Still not convinced? Just ask the family of Benjamin Johnson, whose mother arrived at home in January to find camera crews airing live the scene at which her 36-year-old son had just been shot and killed after a drug deal gone bad. Johnson’s relatives happened to be watching as cameras beamed images of his lifeless body into their (and, literally, about a million other) homes.

In perhaps a telling turn of events regarding local law enforcement’s motivations in that South Carolinian community, the county sheriff has refused to apologize to the family or change its policies regarding Live PD’s ride-alongs.

Live PD: Made possible by viewers like you

Regardless of the “thought-provoking conversations” Live PD’s “unfiltered look” claims to offer, the fact remains these shows trivialize the very real nature of hard-working LEOs and troubled communities they seek to serve.
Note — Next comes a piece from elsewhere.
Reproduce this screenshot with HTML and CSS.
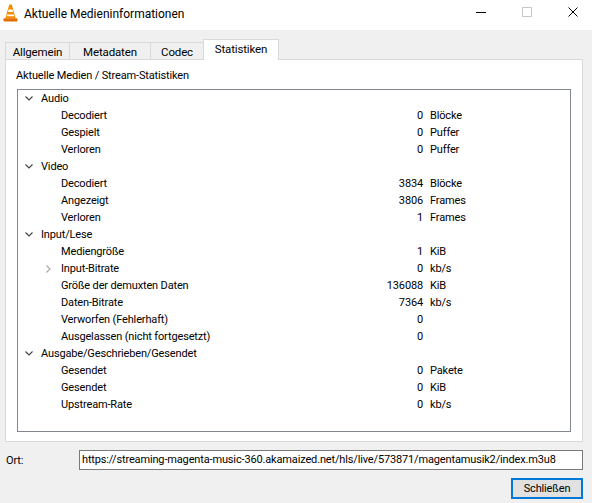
FILE: index.html
```html
<!DOCTYPE html>
<html lang="de">
<head>
<meta charset="utf-8">
<title>Aktuelle Medieninformationen</title>
<link rel="stylesheet" href="styles.css">
</head>
<body>
<div class="window">
  <div class="titlebar">
    <svg class="appicon" width="15" height="18" viewBox="0 0 15 18">
      <path d="M0.5 15.2 Q0.5 14.3 1.6 14.3 L13.4 14.3 Q14.5 14.3 14.5 15.2 L14.5 16.4 Q14.5 17.4 13.4 17.4 L1.6 17.4 Q0.5 17.4 0.5 16.4 Z" fill="#e26d00"/>
      <path d="M6.3 0.6 L8.7 0.6 L12.6 14.3 L2.4 14.3 Z" fill="#f28c00"/>
      <path d="M5.6 5.6 L9.4 5.6 L10.1 8.0 L4.9 8.0 Z" fill="#ffffff"/>
      <path d="M4.2 10.4 L10.8 10.4 L11.3 12.2 L3.7 12.2 Z" fill="#ffffff"/>
    </svg>
    <span class="title">Aktuelle Medieninformationen</span>
    <div class="caption">
      <div class="capbtn"><span class="min"></span></div>
      <div class="capbtn"><span class="max"></span></div>
      <div class="capbtn close">
        <svg width="10" height="10" viewBox="0 0 10 10"><path d="M0.5 0.5 L9.5 9.5 M9.5 0.5 L0.5 9.5" stroke="#000" stroke-width="1"/></svg>
      </div>
    </div>
  </div>

  <div class="body">
    <div class="tabs">
      <div class="tab t1">Allgemein</div>
      <div class="tab t2">Metadaten</div>
      <div class="tab t3">Codec</div>
      <div class="tab t4 active">Statistiken</div>
    </div>
    <div class="pane">
      <div class="heading">Aktuelle Medien / Stream-Statistiken</div>
      <div class="tree">
        <div class="row top"><span class="chev"><svg width="8" height="5" viewBox="0 0 8 5"><path d="M0.5 0.5 L4 4 L7.5 0.5" fill="none" stroke="#404040" stroke-width="1.1"/></svg></span><span class="name">Audio</span><span class="num"></span><span class="unit"></span></div>
        <div class="row child"><span class="name">Decodiert</span><span class="num">0</span><span class="unit">Blöcke</span></div>
        <div class="row child"><span class="name">Gespielt</span><span class="num">0</span><span class="unit">Puffer</span></div>
        <div class="row child"><span class="name">Verloren</span><span class="num">0</span><span class="unit">Puffer</span></div>

        <div class="row top"><span class="chev"><svg width="8" height="5" viewBox="0 0 8 5"><path d="M0.5 0.5 L4 4 L7.5 0.5" fill="none" stroke="#404040" stroke-width="1.1"/></svg></span><span class="name">Video</span><span class="num"></span><span class="unit"></span></div>
        <div class="row child"><span class="name">Decodiert</span><span class="num">3834</span><span class="unit">Blöcke</span></div>
        <div class="row child"><span class="name">Angezeigt</span><span class="num">3806</span><span class="unit">Frames</span></div>
        <div class="row child"><span class="name">Verloren</span><span class="num">1</span><span class="unit">Frames</span></div>

        <div class="row top"><span class="chev"><svg width="8" height="5" viewBox="0 0 8 5"><path d="M0.5 0.5 L4 4 L7.5 0.5" fill="none" stroke="#404040" stroke-width="1.1"/></svg></span><span class="name">Input/Lese</span><span class="num"></span><span class="unit"></span></div>
        <div class="row child"><span class="name">Mediengröße</span><span class="num">1</span><span class="unit">KiB</span></div>
        <div class="row child expandable"><span class="chev2"><svg width="5" height="8" viewBox="0 0 5 8"><path d="M0.5 0.5 L4 4 L0.5 7.5" fill="none" stroke="#a6a6a6" stroke-width="1.1"/></svg></span><span class="name">Input-Bitrate</span><span class="num">0</span><span class="unit">kb/s</span></div>
        <div class="row child"><span class="name">Größe der demuxten Daten</span><span class="num">136088</span><span class="unit">KiB</span></div>
        <div class="row child"><span class="name">Daten-Bitrate</span><span class="num">7364</span><span class="unit">kb/s</span></div>
        <div class="row child"><span class="name">Verworfen (Fehlerhaft)</span><span class="num">0</span><span class="unit"></span></div>
        <div class="row child"><span class="name">Ausgelassen (nicht fortgesetzt)</span><span class="num">0</span><span class="unit"></span></div>

        <div class="row top"><span class="chev"><svg width="8" height="5" viewBox="0 0 8 5"><path d="M0.5 0.5 L4 4 L7.5 0.5" fill="none" stroke="#404040" stroke-width="1.1"/></svg></span><span class="name">Ausgabe/Geschrieben/Gesendet</span><span class="num"></span><span class="unit"></span></div>
        <div class="row child"><span class="name">Gesendet</span><span class="num">0</span><span class="unit">Pakete</span></div>
        <div class="row child"><span class="name">Gesendet</span><span class="num">0</span><span class="unit">KiB</span></div>
        <div class="row child"><span class="name">Upstream-Rate</span><span class="num">0</span><span class="unit">kb/s</span></div>
      </div>
    </div>

    <div class="ortrow">
      <span class="ortlabel">Ort:</span>
      <div class="ortinput">https://streaming-magenta-music-360.akamaized.net/hls/live/573871/magentamusik2/index.m3u8</div>
    </div>
    <div class="btnrow">
      <div class="button">Schließen</div>
    </div>
  </div>
</div>
</body>
</html>
```
FILE: styles.css
```css
html, body {
  margin: 0;
  padding: 0;
}
body {
  width: 592px;
  height: 503px;
  overflow: hidden;
  background: #f0f0f0;
  font-family: "Segoe UI", Roboto, "Noto Sans", sans-serif;
  font-size: 11px;
  letter-spacing: -0.15px;
  color: #000;
}
.window {
  width: 592px;
  height: 503px;
  display: flex;
  flex-direction: column;
}
.titlebar {
  height: 30px;
  background: #fff;
  display: flex;
  align-items: center;
  flex: none;
}
.appicon {
  margin-left: 3px;
  margin-top: -4px;
  flex: none;
}
.title {
  margin-left: 6px;
  margin-top: -3px;
  font-size: 12px;
  letter-spacing: 0;
}
.caption {
  margin-left: auto;
  display: flex;
  height: 30px;
  margin-top: -6px;
}
.capbtn {
  width: 46px;
  height: 30px;
  display: flex;
  align-items: center;
  justify-content: center;
}
.capbtn.close {
  width: 42px;
  justify-content: flex-start;
  padding-left: 18px;
  box-sizing: border-box;
}
.min {
  width: 10px;
  height: 1px;
  background: #000;
}
.max {
  width: 8px;
  height: 8px;
  border: 1px solid #c8c8c8;
}
.body {
  flex: 1;
  display: flex;
  flex-direction: column;
  padding: 9px 9px 0 5px;
}
.tabs {
  display: flex;
  align-items: flex-end;
  height: 21px;
  margin-bottom: -1px;
}
.tab {
  height: 18px;
  box-sizing: border-box;
  border: 1px solid #d9d9d9;
  border-bottom: none;
  background: #f0f0f0;
  display: flex;
  align-items: center;
  justify-content: center;
  padding-top: 1px;
  margin-left: -1px;
  font-size: 11.5px;
}
.tab.t1 { width: 65px; margin-left: 0; }
.tab.t2 { width: 82px; }
.tab.t3 { width: 54px; }
.tab.t4 { width: 76px; }
.tab.active {
  height: 21px;
  background: #fff;
  position: relative;
  z-index: 1;
  padding-top: 0;
  padding-bottom: 3px;
}
.pane {
  height: 383px;
  box-sizing: border-box;
  border: 1px solid #d9d9d9;
  background: #fff;
  padding: 8px 0 0 10px;
}
.heading {
  line-height: 16px;
  height: 16px;
}
.tree {
  margin-top: 5px;
  margin-left: 1px;
  width: 554px;
  height: 343px;
  box-sizing: border-box;
  border: 1px solid #828790;
  padding-top: 0;
}
.row {
  display: grid;
  grid-template-columns: 340px 65px 1fr;
  height: 17px;
  line-height: 17px;
  white-space: nowrap;
}
.row .name {
  grid-column: 1;
  grid-row: 1;
}
.row .num {
  grid-column: 2;
  grid-row: 1;
  text-align: right;
}
.row .unit {
  grid-column: 3;
  grid-row: 1;
  padding-left: 7px;
}
.row.top .name {
  padding-left: 23px;
}
.row.child .name {
  padding-left: 43px;
}
.chev {
  grid-column: 1;
  grid-row: 1;
  padding-left: 7px;
  display: flex;
  align-items: center;
  margin-top: -1px;
}
.chev2 {
  grid-column: 1;
  grid-row: 1;
  padding-left: 28px;
  display: flex;
  align-items: center;
}
.ortrow {
  display: flex;
  align-items: center;
  margin-top: 8px;
  height: 20px;
}
.ortlabel {
  width: 73px;
  padding-left: 1px;
  flex: none;
}
.ortinput {
  width: 505px;
  height: 20px;
  box-sizing: border-box;
  border: 1px solid #7a7a7a;
  background: #fff;
  padding-left: 2px;
  line-height: 18px;
  white-space: nowrap;
  overflow: hidden;
}
.btnrow {
  display: flex;
  justify-content: flex-end;
  margin-top: 8px;
}
.button {
  width: 72px;
  height: 21px;
  box-sizing: border-box;
  border: 1px solid #0078d7;
  box-shadow: inset 0 0 0 1px #0078d7;
  background: #e1e1e1;
  display: flex;
  align-items: center;
  justify-content: center;
}
```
To jump around from bust to bust across the nation removes the context of incarceration policies that leave youth with broken families; of historically located and generationally poor neighborhoods a larger white society had pushed them into and has kept there; of underfunded school systems that can’t pay enough teachers enough money to stay; of a society that would rather lock nonviolent drug offenders up for profit instead of offering treatment.

We don’t have enough information to make a judgement on Live PD’s suspects or police as people, and we don’t learn the outcomes of the ensuing charges and verdicts. As such, their portrayal in these shows occurs in a vacuum and serves to reinforce negative stereotypes about minorities and people with mental health issues.

So if these ride-along shows have so many detriments, why do they continue to thrive?

Because of us. Cops has aired for 29 seasons. Live PD averages 1.1 million viewers weekly. If you search #LivePD on Twitter, you’ll find nary a criticism of the show but plenty of calls for expanded coverage — say, a live-streaming 24-hour web feed, for example.

With demand like this, Live PD may be just the beginning in a new era of hyper-reality TV. While the networks, their parent companies and shareholders will likely benefit, few others will.